Om de sportwagen een optimale wegligging mee te kunnen geven, schakelden de Honda-ingenieurs een wel heel bijzondere testrijder in: niemand minder dan Ayrton Senna, die op dat moment voor het Japanse merk in de Formule 1 uitkomt. Officieel is de NS-X nog een prototype, maar de auto wordt in 1990 als NSX bijna ongewijzigd op de markt gebracht. De uiteindelijke NSX heeft een 3,0-liter V-TEC V6 met 273 pk in het midden, achter de twee stoelen liggen. Het monocoque chassis is van aluminium, net als de meeste carrosseriedelen. Daardoor weegt de NSX slechts 1.370 kg. Een nieuw ontwikkeld
Traction Control System brengt het vermogen veilig op het asfalt.

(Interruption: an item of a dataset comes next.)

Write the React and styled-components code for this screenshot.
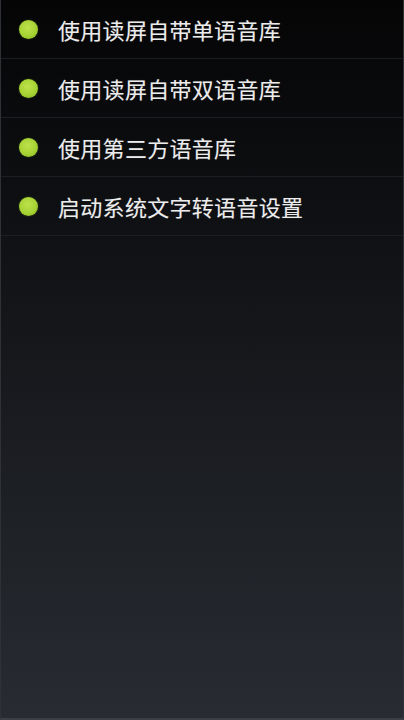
import React from 'react';
import styled, {createGlobalStyle} from 'styled-components';

const GlobalStyle = createGlobalStyle`
    html, body {
        margin: 0;
        padding: 0;
        background: #0b0b0d;
    }
`;

const Screen = styled.div`
    width: 404px;
    height: 720px;
    box-sizing: border-box;
    background: linear-gradient(180deg, #050506 0%, #0c0d0f 22%, #14161a 45%, #1d2025 70%, #282c32 100%);
    border-left: 1px solid #2e3236;
    border-right: 1px solid #2e3236;
    border-bottom: 2px solid #3b4044;
    font-family: "Noto Sans CJK SC", "Noto Sans", sans-serif;
    overflow: hidden;
`;

const List = styled.ul`
    list-style: none;
    margin: 0;
    padding: 0;
`;

const Item = styled.li`
    display: flex;
    align-items: center;
    height: 58px;
    padding-left: 18px;
    gap: 20px;
    border-bottom: 1px solid #1d1e21;
    box-sizing: content-box;
`;

const Dot = styled.span`
    flex: none;
    width: 19px;
    height: 19px;
    border-radius: 50%;
    background: radial-gradient(circle at 45% 40%, #bde24c 0%, #a6d233 55%, #86b41f 100%);
    box-shadow: 0 0 2px rgba(150, 200, 40, 0.35);
`;

const Label = styled.span`
    color: #ececec;
    font-size: 22px;
    line-height: 1;
    letter-spacing: 0.3px;
    margin-bottom: 1px;
    text-shadow: 0 0 1px rgba(255, 255, 255, 0.25);
`;

const items = [
    '使用读屏自带单语音库',
    '使用读屏自带双语音库',
    '使用第三方语音库',
    '启动系统文字转语音设置',
];

export default function App() {
    return (
        <>
            <GlobalStyle/>
            <Screen>
                <List>
                    {items.map(text => (
                        <Item key={text}>
                            <Dot/>
                            <Label>{text}</Label>
                        </Item>
                    ))}
                </List>
            </Screen>
        </>
    );
}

De NSX spurt in slechts 5,9 seconden van 0 naar 100 km/h; zijn topsnelheid bedraagt 270 km/h. Volgens Honda is de NSX daarbij net zo gemakkelijk te rijden als een
Civic. Vanaf modeljaar 1996 is de NSX-T, met een uitneembaar targadak, leverbaar. In 1997 krijgt de NSX een tot 3,2 liter opgeboorde V6 tussen de achterwielen, met 280 pk. Belangrijker is echter het grotere koppel (298 Nm) bij een lager toerental. Voor 2002 staat een facelift op het programma, met kleine retouches aan de carrosserie. De NSX wordt nog iets sneller en is tevens luxer uitgevoerd. In deze vorm blijft de NSX tot halverwege 2005 in productie, wereldwijd vonden meer dan 18.000 exemplaren een koper.